After a bit of down time we ate a light dinner and had cocktails on the patio. At 6:40 pm we took off to the multi-media- laser show at Chichen Itza. We took a cab because you had to enter through the main National Park gate for this show- a cab was about $4.50 each way- but you didn’t have to hassle with parking.  I booked reserved seat tickets online for this show at nochesdekuklakan.com.  Tickets were about $20USD each.   I have a variety of feelings about this show…the whole show was in Spanish- which is “my bad” for not knowing Spanish… I wasn’t that disappointed in the non-translation, because I knew that tomorrow I would have a guide explain it all to me.…it was a bit expensive (again by Mexican standards), but the multi media part was awesome…it was great being in the National Park after dark and seeing all the major buildings lit up… HOWEVER, I would not go again- but I was glad I did it one time.
cool perspective shot

multi media presentation -history of Chichen Itza broadcast on the Pyramid of Kuklakan



It was a really full day and sleep came easily.

We were up with sun at 6:00 a.m….off  to eat at 7:00a.m…then ready meet our guide at 8:00 a.m.  At the private entrance at the hotel, our ticket line wait time was 20 minutes.  Our guide had good English skills and was very pleasant- well worth the $60 USD  (plus a good tip divided 3 ways- we had another couple join our group)  I am so glad we got into the park early, by 10:30 it was getting crowded and hot.  Chichen Itza is a man-made wonder, well worth seeing. 
The Pyramid of Kuklakhan- by day


 Without a guide we would have missed so much history and background information, which helped us to understand the culture living here.  To us, the culture seemed brutal because of human sacrifices- but the guide helped us to understand that in most cases it was an honor to be sacrificed- you were above all others to be chosen to give to the gods.  We were in awe of the Mayan calendar, their number system, their hieroglyphs and how the whole city was designed around the Sun, star, Earth, and moon alignment.  They were brilliant architects and thinkers!
The Observatory

Temple of the Warriors

The ball court- people viewed the game from the top walls.

At 11:00 am after our tour was over we threaded our way past the hundreds of souvenir stalls- (beware most things are rip offs- but it is still fun to shop)

 We exited the park, relaxed for a bit in our rooms, packed up, ate lunch and checked out of the hotel.

 NEXT, we were on our way to some natural fresh water swimming holes called cenotes (sen-oat-tays).  There are thousands of cenotes in the Yucatan area- some at ground level, and some below ground.  Most Yucatan cenotes are rustic and found in the jungle, a few dozen have been turned into theme parks with zip lines and mood lighting (these are mostly located between Cancun and Tulum along the coast).

We chose 2  cenotes right across the street from each other.
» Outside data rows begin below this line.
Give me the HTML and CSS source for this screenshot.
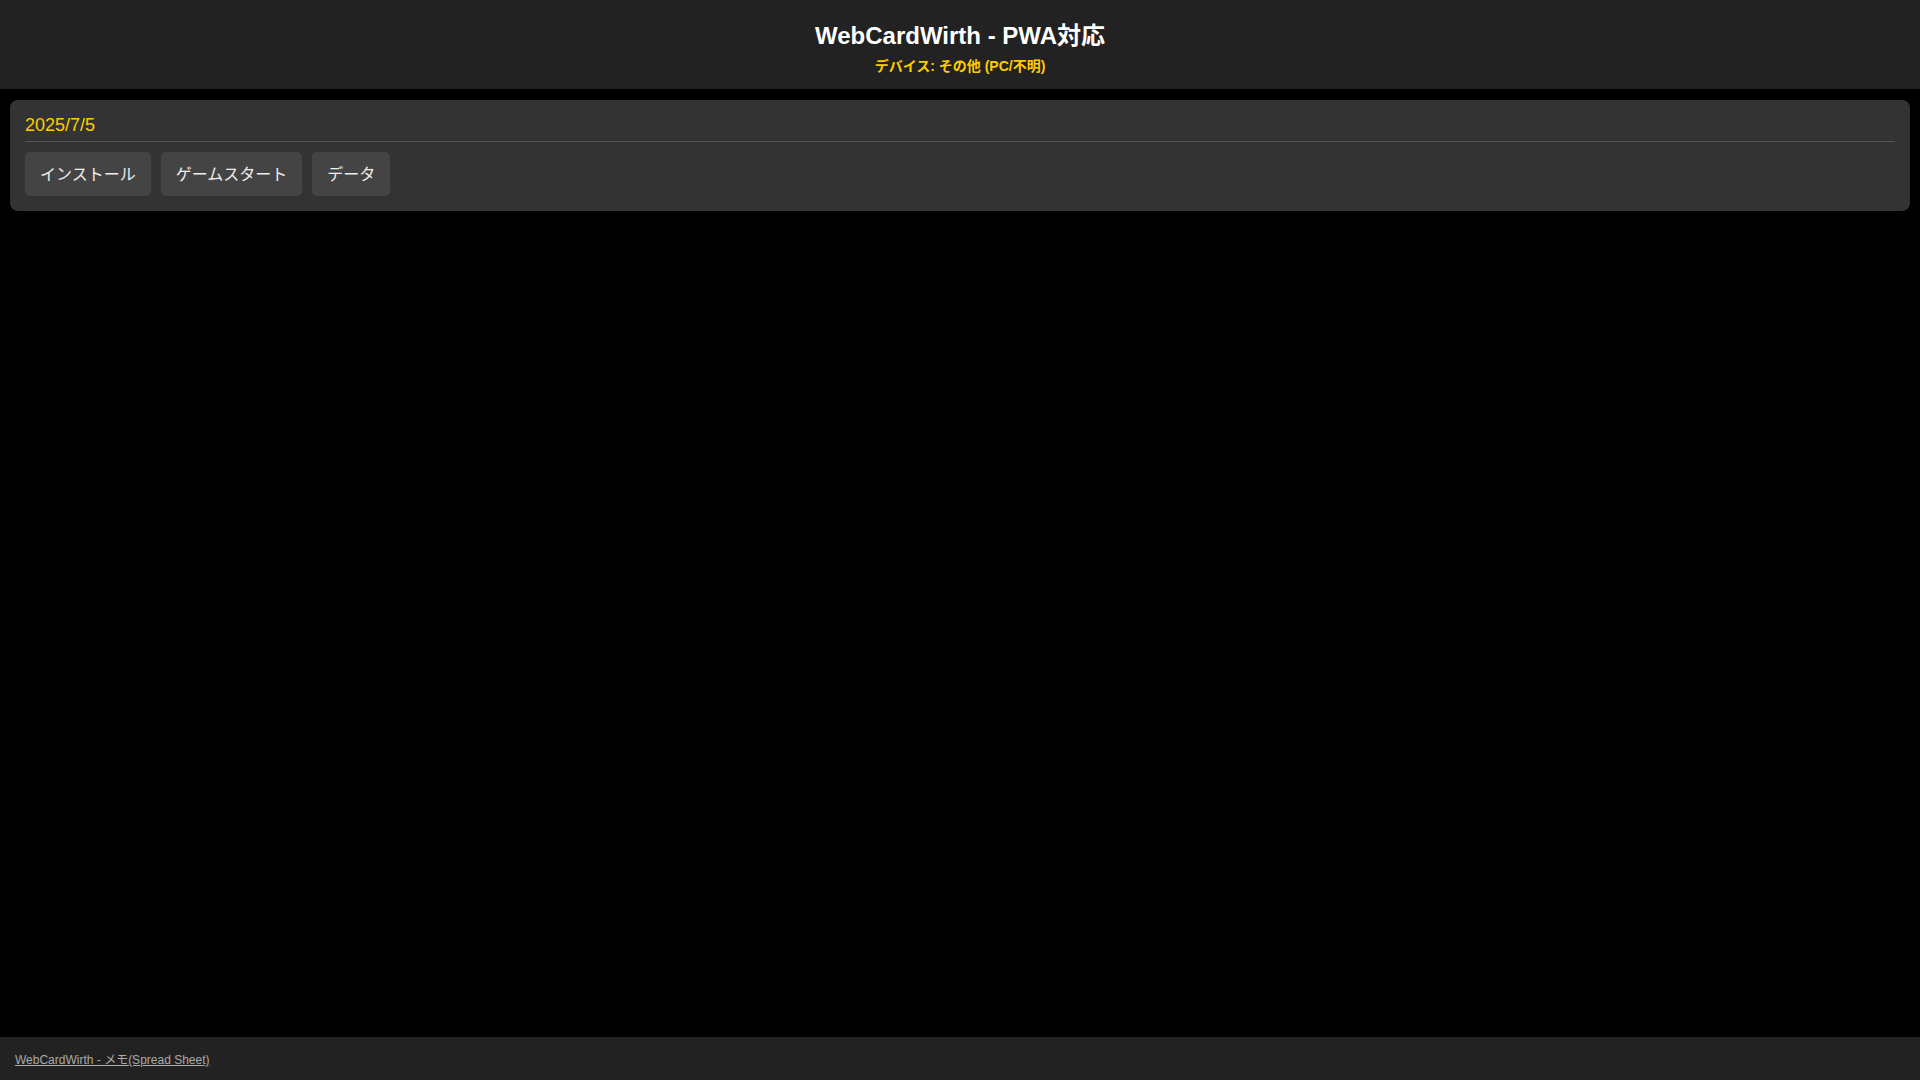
FILE: index.html
```html
<!DOCTYPE html>
<html lang="ja">
<head>
<meta charset="utf-8">
<title>WebCardWirth - PWA対応</title>
<link rel="stylesheet" href="styles.css">
</head>
<body>
<header class="site-header">
  <h1 class="title">WebCardWirth - PWA対応</h1>
  <div class="device">デバイス: その他 (PC/不明)</div>
</header>
<main class="content">
  <section class="card">
    <div class="date">2025/7/5</div>
    <div class="actions">
      <button class="btn">インストール</button>
      <button class="btn">ゲームスタート</button>
      <button class="btn">データ</button>
    </div>
  </section>
</main>
<footer class="site-footer">
  <a class="footer-link" href="#">WebCardWirth - メモ(Spread Sheet)</a>
</footer>
</body>
</html>
```
FILE: styles.css
```css
* { box-sizing: border-box; }
html, body { margin: 0; padding: 0; }
body {
  background: #000;
  color: #eee;
  font-family: "Liberation Sans", Arial, "Noto Sans CJK JP", sans-serif;
  min-height: 100vh;
  display: flex;
  flex-direction: column;
}
.site-header {
  background: #222;
  text-align: center;
  padding: 22px 10px 0;
  height: 89px;
}
.title {
  margin: 0;
  font-size: 24px;
  font-weight: bold;
  color: #fff;
  line-height: 28px;
}
.device {
  margin-top: 6px;
  font-size: 14px;
  font-weight: bold;
  color: #ffcc00;
  line-height: 20px;
}
.content {
  padding: 11px 10px 0;
}
.card {
  background: #333;
  border-radius: 8px;
  padding: 15px;
}
.date {
  font-size: 18px;
  color: #ffcc00;
  line-height: 21px;
  padding-bottom: 5px;
  border-bottom: 1px solid #555;
  margin-bottom: 10px;
}
.actions {
  display: flex;
  gap: 10px;
}
.btn {
  background: #444;
  color: #eee;
  border: none;
  border-radius: 5px;
  font-family: "Liberation Sans", Arial, "Noto Sans CJK JP", sans-serif;
  font-size: 16px;
  line-height: 24px;
  padding: 11px 15px 9px;
  height: 44px;
  cursor: pointer;
}
.site-footer {
  margin-top: auto;
  background: #222;
  height: 43px;
  padding: 0 15px;
  display: flex;
  align-items: center;
}
.footer-link {
  color: #aaa;
  font-size: 12px;
  text-decoration: underline;
}
```
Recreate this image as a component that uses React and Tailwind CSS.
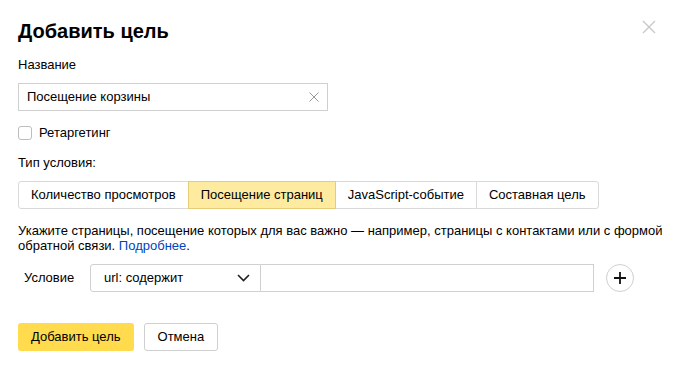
import React, { useState } from 'react';

const TABS = ['Количество просмотров', 'Посещение страниц', 'JavaScript-событие', 'Составная цель'];

const App = () => {
  const [active, setActive] = useState(1);
  const [name, setName] = useState('Посещение корзины');

  return (
    <div className="w-[676px] h-[368px] bg-white text-[13px] text-black relative" style={{ fontFamily: '"Liberation Sans", Arial, sans-serif' }}>
      <button className="absolute right-[20px] top-[20px] text-[#c8c8c8]">
        <svg width="14" height="14" viewBox="0 0 14 14" fill="none" stroke="currentColor" strokeWidth="1.4">
          <path d="M1 1l12 12M13 1L1 13" />
        </svg>
      </button>

      <div className="px-[18px] pt-[18px] flex flex-col">
        <h1 className="text-[20px] font-bold leading-[26px]">Добавить цель</h1>

        <label className="mt-[13px] leading-[16px]">Название</label>
        <div className="mt-[10px] w-[310px] h-[28px] border border-[#d0d0d0] flex items-center pl-[8px] pr-[8px]">
          <input
            value={name}
            onChange={(e) => setName(e.target.value)}
            className="flex-1 outline-none bg-transparent"
          />
          <svg width="10" height="10" viewBox="0 0 10 10" stroke="#999" strokeWidth="1" fill="none">
            <path d="M0.5 0.5l9 9M9.5 0.5l-9 9" />
          </svg>
        </div>

        <label className="mt-[14px] flex items-center gap-[7px] leading-[16px]">
          <span className="w-[14px] h-[14px] rounded-[3px] border border-[#bdbdbd] bg-white" />
          Ретаргетинг
        </label>

        <div className="mt-[14px] leading-[16px]">Тип условия:</div>

        <div className="mt-[10px] flex">
          {TABS.map((t, i) => (
            <button
              key={t}
              onClick={() => setActive(i)}
              className={`h-[28px] px-[12px] border -ml-px first:ml-0 first:rounded-l-[3px] last:rounded-r-[3px] ${
                i === active ? 'bg-[#ffeba0] border-[#e5cd78] relative z-10' : 'bg-white border-[#d9d9d9]'
              }`}
            >
              {t}
            </button>
          ))}
        </div>

        <p className="mt-[14px] leading-[15px] w-[655px]">
          Укажите страницы, посещение которых для вас важно — например, страницы с контактами или с формой обратной связи.{' '}
          <a className="text-[#04b]">Подробнее</a>.
        </p>

        <div className="mt-[11px] flex items-center">
          <span className="w-[72px] pl-[6px]">Условие</span>
          <div className="w-[171px] h-[28px] border border-[#d0d0d0] rounded-l-[3px] flex items-center justify-between pl-[13px] pr-[10px]">
            <span>url: содержит</span>
            <svg width="13" height="8" viewBox="0 0 13 8" fill="none" stroke="#222" strokeWidth="1.6">
              <path d="M1 1l5.5 5.5L12 1" />
            </svg>
          </div>
          <input className="w-[333px] h-[28px] border border-l-0 border-[#d0d0d0] outline-none px-[8px]" />
          <button className="ml-[12px] w-[28px] h-[28px] rounded-full border border-[#d0d0d0] flex items-center justify-center">
            <svg width="14" height="14" viewBox="0 0 14 14" stroke="#111" strokeWidth="1.8">
              <path d="M7 1v12M1 7h12" />
            </svg>
          </button>
        </div>

        <div className="mt-[31px] flex gap-[10px]">
          <button className="h-[28px] px-[13px] rounded-[3px] bg-[#ffdb4d]">Добавить цель</button>
          <button className="h-[28px] px-[13px] rounded-[3px] border border-[#d0d0d0] bg-white">Отмена</button>
        </div>
      </div>
    </div>
  );
};

export default App;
They were both underground cenotes that were semi- developed, having paved parking lots with attendants to watch your car, bathrooms and steps down into the cavern. The cenotes we visited were called Samula and Xkeken (also called Dzitnup on street signs) a bit outside of Valladolid.  The cost was about $8 USD for both, $4 each!.
 the entrance to the Xkeken cenote

Xkeken has both vines and stalactites hanging from the ceiling

Xkeken

entrance to Samula
Samula
These cenotes were amazing.  We took a dip for about 10 minutes in each- the water was cool- but not cold and very clear and clean. Little fish lived in both. These cenotes are deep so you need to be able to swim- they do rent life jackets.  I liked Xkeken the best.  It was larger and had vines and stalactites hanging from the ceiling. We were also lucky that this day at 2pm no tour groups were there and only about 7-9 people were swimming with us. When I go back to Mexico- I would like to find more of these semi developed inexpensive cenotes- they are so naturally beautiful.

Finally we headed home.  We had a great Mexican adventure.

*As a footnote:  We can tell the Mexican government is spending the big bucks to encourage the tourist industry. This is shown by the greatly improved roads like highway  180D- the toll highway from Cancun to Merida, which is a 4- lane divided highway with toll booths. We just pulled up and told the clerk where we were going and paid a fee equally about 50 cents.

 Even the small roads, like the ones out to the semi-developed cenotes are narrow but in great shape.  Along the roads, great signage will point the way to important landmarks.  The word is getting out that the Yucatan Peninsula is safe to explore, we saw lots of rental cars taking advantage of the freedom of NOT being on a tour bus.

As always thanks for reading my blog!